I gather current wisdom is to use the scsi-hpvsa-5.5.0-88 drivers in ESXi 6 and 6.5
So you need to enable SSH in ESXi (host > Manage > Services > Enable SSH)
Then using filezilla or another FTP client FTP the scsi-hpvsa-5.5.0-88OEM.550.0.0.1331820.x86_64.vib across to /tmp
Stop all your VMs, enable maintenance mode either via the web GUI or SSH to your hypervisor and
esxcli system maintenanceMode set --enable true
Then SSH to the hypervisor
cd /tmp
cp scsi-hpvsa-5.5.0-88OEM.550.0.0.1331820.x86_64.vib /var/log/vmware/
# Remove the scsi-hpvsa driver
esxcli software vib remove -n scsi-hpvsa -f
#Install scsi-hpvsa-5.5.0-88
esxcli software vib install -v file:scsi-hpvsa-5.5.0-88OEM.550.0.0.1331820.x86_64.vib --force --no-sig-check --maintenance-mode
reboot
Rebooting and logging back into ESXi I found my data store gone along with both my VMs 🙁
Checking the raid driver I found it to now be on the ahci driver, so in essence we need to disable this to force it to roll back to our 5.5.0-88 driver.

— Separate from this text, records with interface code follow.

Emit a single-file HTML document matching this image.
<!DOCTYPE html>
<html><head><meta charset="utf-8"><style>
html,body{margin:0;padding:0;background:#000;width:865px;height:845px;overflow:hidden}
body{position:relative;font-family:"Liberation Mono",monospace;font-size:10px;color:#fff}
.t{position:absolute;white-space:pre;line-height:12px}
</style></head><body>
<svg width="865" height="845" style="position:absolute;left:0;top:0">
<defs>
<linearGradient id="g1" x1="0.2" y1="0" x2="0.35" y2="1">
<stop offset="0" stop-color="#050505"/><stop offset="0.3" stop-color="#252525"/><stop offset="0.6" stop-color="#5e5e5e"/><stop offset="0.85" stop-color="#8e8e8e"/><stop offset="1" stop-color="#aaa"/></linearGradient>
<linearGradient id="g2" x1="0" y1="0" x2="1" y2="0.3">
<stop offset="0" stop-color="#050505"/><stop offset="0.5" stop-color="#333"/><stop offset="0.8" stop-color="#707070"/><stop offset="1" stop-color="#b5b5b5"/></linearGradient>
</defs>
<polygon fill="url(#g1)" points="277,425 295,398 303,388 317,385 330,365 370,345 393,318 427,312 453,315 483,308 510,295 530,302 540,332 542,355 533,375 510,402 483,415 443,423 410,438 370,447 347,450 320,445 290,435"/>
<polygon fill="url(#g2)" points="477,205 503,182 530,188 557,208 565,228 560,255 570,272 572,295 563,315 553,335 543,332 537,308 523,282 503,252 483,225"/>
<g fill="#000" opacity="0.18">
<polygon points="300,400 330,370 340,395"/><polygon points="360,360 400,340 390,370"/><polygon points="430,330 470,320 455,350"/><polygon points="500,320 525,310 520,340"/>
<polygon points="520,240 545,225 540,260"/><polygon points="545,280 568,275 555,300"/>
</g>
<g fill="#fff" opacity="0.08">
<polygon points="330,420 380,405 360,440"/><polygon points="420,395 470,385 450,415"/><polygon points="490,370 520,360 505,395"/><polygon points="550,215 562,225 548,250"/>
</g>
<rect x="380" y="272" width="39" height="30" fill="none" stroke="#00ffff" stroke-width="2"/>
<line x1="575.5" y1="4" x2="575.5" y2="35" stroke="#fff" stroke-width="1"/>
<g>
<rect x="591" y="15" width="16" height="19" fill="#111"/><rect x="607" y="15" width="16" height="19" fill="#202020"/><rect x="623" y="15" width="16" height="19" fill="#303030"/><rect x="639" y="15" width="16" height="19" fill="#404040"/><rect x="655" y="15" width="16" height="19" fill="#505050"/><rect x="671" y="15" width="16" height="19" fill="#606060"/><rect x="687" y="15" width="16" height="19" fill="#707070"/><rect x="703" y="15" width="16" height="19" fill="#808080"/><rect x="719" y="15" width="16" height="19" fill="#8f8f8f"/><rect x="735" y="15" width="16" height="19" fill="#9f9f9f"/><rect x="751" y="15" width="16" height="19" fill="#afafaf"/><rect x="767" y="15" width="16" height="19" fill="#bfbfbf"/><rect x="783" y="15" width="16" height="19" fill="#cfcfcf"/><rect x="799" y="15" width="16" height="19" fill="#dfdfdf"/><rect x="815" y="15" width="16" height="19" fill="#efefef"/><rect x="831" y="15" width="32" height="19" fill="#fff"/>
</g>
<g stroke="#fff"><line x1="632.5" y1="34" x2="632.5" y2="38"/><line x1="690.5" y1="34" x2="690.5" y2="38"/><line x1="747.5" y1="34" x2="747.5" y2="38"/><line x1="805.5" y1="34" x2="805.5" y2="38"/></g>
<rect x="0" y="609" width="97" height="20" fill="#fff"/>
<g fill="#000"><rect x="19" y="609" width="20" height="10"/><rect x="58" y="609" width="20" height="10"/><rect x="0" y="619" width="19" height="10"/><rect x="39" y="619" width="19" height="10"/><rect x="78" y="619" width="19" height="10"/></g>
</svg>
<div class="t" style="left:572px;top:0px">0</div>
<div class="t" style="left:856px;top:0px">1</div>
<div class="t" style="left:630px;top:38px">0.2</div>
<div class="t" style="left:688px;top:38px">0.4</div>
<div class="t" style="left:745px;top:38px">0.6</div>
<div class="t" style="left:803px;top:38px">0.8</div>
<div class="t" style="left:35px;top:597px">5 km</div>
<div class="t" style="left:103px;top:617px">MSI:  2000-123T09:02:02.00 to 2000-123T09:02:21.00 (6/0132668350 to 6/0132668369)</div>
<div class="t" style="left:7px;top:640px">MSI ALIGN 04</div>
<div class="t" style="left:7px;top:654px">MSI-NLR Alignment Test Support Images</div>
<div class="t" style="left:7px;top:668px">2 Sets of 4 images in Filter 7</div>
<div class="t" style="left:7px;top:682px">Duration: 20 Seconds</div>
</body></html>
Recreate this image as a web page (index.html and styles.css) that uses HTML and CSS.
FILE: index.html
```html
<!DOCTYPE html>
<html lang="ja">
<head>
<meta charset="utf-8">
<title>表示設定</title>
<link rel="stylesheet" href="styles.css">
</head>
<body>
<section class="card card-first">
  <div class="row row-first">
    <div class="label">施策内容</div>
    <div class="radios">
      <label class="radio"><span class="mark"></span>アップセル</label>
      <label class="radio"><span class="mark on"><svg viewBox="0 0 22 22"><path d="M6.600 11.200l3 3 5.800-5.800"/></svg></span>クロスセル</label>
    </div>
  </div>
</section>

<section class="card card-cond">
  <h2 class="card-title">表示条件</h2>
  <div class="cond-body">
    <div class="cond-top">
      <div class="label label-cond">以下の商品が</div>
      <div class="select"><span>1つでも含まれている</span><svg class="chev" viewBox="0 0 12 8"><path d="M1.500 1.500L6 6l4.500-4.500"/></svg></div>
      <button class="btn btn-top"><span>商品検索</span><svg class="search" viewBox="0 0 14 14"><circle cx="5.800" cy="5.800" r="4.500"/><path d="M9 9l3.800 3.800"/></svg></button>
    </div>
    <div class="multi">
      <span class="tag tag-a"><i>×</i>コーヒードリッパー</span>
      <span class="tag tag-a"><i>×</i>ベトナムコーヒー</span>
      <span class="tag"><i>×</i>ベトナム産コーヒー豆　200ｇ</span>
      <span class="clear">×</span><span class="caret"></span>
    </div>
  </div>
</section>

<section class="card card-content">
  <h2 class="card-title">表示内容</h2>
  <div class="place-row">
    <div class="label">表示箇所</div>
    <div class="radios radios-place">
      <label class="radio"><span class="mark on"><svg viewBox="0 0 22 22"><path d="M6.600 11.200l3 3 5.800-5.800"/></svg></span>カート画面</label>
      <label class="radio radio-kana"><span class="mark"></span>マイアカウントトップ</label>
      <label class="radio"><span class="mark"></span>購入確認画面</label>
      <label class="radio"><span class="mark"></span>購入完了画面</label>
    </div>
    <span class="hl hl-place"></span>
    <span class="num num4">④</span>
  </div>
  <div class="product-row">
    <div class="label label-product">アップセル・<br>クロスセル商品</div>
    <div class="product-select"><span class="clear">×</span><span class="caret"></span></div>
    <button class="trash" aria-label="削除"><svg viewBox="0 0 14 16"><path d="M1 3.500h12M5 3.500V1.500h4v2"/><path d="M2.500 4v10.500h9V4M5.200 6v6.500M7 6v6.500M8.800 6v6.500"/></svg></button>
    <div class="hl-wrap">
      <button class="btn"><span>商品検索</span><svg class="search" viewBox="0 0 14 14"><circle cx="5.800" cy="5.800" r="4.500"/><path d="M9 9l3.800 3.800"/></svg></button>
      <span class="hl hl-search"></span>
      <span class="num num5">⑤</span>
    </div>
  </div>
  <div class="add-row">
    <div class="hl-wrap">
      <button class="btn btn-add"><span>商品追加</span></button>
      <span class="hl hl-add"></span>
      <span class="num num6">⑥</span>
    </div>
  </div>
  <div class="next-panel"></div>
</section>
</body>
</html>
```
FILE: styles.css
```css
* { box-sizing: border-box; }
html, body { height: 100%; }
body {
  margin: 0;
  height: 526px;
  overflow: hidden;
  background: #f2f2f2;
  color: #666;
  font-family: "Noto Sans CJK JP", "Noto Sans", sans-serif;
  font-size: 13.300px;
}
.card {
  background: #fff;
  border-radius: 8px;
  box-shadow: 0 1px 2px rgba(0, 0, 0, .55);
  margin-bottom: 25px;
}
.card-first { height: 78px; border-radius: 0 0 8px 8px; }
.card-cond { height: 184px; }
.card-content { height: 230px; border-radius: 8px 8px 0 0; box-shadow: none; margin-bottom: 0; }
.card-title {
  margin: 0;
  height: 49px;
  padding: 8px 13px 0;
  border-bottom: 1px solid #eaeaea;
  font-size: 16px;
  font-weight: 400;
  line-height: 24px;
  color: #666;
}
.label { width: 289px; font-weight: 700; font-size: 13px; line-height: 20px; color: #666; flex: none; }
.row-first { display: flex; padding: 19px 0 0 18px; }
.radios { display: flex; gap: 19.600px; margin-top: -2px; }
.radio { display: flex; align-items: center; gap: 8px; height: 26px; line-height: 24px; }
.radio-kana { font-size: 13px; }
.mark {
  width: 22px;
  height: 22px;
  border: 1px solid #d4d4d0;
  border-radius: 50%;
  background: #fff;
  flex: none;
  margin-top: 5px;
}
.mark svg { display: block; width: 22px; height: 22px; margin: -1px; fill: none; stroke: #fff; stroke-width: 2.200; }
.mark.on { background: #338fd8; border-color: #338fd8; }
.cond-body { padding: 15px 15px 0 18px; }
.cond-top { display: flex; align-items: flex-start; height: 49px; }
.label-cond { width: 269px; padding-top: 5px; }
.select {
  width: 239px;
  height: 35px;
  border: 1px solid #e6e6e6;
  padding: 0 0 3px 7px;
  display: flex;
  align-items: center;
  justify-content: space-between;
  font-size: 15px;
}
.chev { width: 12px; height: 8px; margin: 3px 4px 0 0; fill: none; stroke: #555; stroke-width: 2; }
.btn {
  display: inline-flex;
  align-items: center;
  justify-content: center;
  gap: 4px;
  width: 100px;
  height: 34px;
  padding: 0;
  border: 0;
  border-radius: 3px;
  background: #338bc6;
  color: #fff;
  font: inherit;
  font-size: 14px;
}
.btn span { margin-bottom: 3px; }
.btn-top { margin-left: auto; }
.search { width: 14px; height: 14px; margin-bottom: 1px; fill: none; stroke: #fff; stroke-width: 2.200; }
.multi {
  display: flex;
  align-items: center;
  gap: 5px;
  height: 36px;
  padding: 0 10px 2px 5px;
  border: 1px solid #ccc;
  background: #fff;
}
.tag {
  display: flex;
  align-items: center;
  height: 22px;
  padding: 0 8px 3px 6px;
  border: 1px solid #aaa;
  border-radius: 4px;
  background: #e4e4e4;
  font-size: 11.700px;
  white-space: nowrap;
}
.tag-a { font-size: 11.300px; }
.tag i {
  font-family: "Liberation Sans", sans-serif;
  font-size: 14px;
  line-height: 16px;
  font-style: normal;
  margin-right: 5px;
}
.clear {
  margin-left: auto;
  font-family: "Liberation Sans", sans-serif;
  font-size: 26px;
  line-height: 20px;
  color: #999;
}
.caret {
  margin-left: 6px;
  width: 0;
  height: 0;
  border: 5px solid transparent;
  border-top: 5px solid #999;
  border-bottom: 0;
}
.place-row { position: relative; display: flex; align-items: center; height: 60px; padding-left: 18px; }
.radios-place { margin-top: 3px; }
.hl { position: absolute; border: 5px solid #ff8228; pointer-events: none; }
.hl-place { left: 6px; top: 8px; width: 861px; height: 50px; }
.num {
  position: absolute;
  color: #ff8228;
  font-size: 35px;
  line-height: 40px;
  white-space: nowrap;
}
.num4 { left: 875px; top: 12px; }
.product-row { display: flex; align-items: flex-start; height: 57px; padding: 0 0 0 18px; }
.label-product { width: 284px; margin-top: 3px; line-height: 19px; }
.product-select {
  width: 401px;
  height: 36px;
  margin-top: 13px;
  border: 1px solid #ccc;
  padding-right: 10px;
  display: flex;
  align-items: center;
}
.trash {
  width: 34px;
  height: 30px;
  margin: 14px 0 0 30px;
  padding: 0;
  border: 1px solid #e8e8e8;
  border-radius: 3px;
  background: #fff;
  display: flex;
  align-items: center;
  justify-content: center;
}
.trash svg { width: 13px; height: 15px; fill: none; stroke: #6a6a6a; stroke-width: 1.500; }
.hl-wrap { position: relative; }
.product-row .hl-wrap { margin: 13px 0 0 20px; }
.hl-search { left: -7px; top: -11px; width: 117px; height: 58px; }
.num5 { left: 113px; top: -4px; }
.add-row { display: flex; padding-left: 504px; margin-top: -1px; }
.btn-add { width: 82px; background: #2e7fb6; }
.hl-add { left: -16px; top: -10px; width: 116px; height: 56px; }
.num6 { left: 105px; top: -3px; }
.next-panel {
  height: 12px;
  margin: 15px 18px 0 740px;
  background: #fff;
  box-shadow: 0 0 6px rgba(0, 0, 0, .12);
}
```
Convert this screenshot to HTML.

Again ssh into the hypervisor and
esxcli system module set --enabled=false --module=vmw_ahci
You can check it worked via
esxcli system module list
You should end up with this
Reboot again run a disk speed check again in ubuntu.
I’ll take 150meg/s!!
So thats ESXi 6.5 up and running on a 4GB HP microserver, more challenging than I was expecting but have to say I’m liking ESXI so far.
Hi, I tried to follow these instructions. I use ESXI 6.5 and RAID 1. After the first restart show message: “Two filesystems with the same UUID have been detected. Make sure you do not have two ESXi installations.”
I found a solution https://kb.vmware.com/selfservice/microsites/search.do?language=en_US&cmd=displayKC&externalId=1035107.
After booting in the packages is version hpvsa 5.5.0-88. Next I set “esxcli system module set –enabled = false –module = vmw_ahci” and rebooted again. After rebooting is version hpvsa 5.5.0.102 again :/
Can you help me with this?
Did you remove the 5.5.0.102 driver and install 5.50.88 as per the below??
cd /tmp
cp scsi-hpvsa-5.5.0-88OEM.550.0.0.1331820.x86_64.vib /var/log/vmware/
# Remove the scsi-hpvsa driver
esxcli software vib remove -n scsi-hpvsa -f
#Install scsi-hpvsa-5.5.0-88
esxcli software vib install -v file:scsi-hpvsa-5.5.0-88OEM.550.0.0.1331820.x86_64.vib –force –no-sig-check –maintenance-mode
reboot
thinking about it maybe you need to do that again if you had duplicate file systems, you may have removed it from one of them then then removed that device hence needing to go through the same procedure again ?
I tried it 5 times. Always after 3th restart (after setting module vmw_ahci to false) there is version 5.5.0.102.
I have the same problem as Jcob. Has anyone found a solution?
Yes I removed the 5.5.0.102 driver and next i installed the 5.50.88 driver according to the instructions. After restart I have not seen my VMs so I set module vmw_ahci to false and I restart it again. After restart is version 5.5.0.102 again.
Hey chaps,
I had completed these steps prior to finding this page after continuing to have issues on 6.5 with the .88 drivers. On previous releases this driver appeared to be stable however now I have transfer rate issues. Initially I receive a high SMB transfer rate to a virtual machine hosted on the raid 1+0 array but after a few secs the transfer rate drops from 100-150MB/s down to 9-10MB/s. I presume the fast part of the transfer is the microserver’s memory filling up as it struggles to commit to disk at speed before falling back to the 10MB/s the disk array can handle.
Any ideas? I ran through the instructions here again and ensured the .88 driver is in place and being used.
Cheers!
Actaully. Ignore the last message 🙂
Seems I can sustain 100+MB/s to this array. Issue appears to just be with ‘Open Media Vault’ installed on ESXi. Can SMB transfer to other virtual machines fine. OMV maxes out CPU waiting on disk-IO but the host itself is fine.
Will investigate further.
Ok. Well, issue with OMV write performance was my own stupid fault. I’d thin provisioned the virtual NAS’s disk. That would explain why write performance dropped as VMWare struggled to expand the VMDK file on the fly.
You can remove all my comments now as they are no long relevent to your original post.
Thanks 😉
Quick note, I was able to use wget via SSH out of the box to obtain the VIM.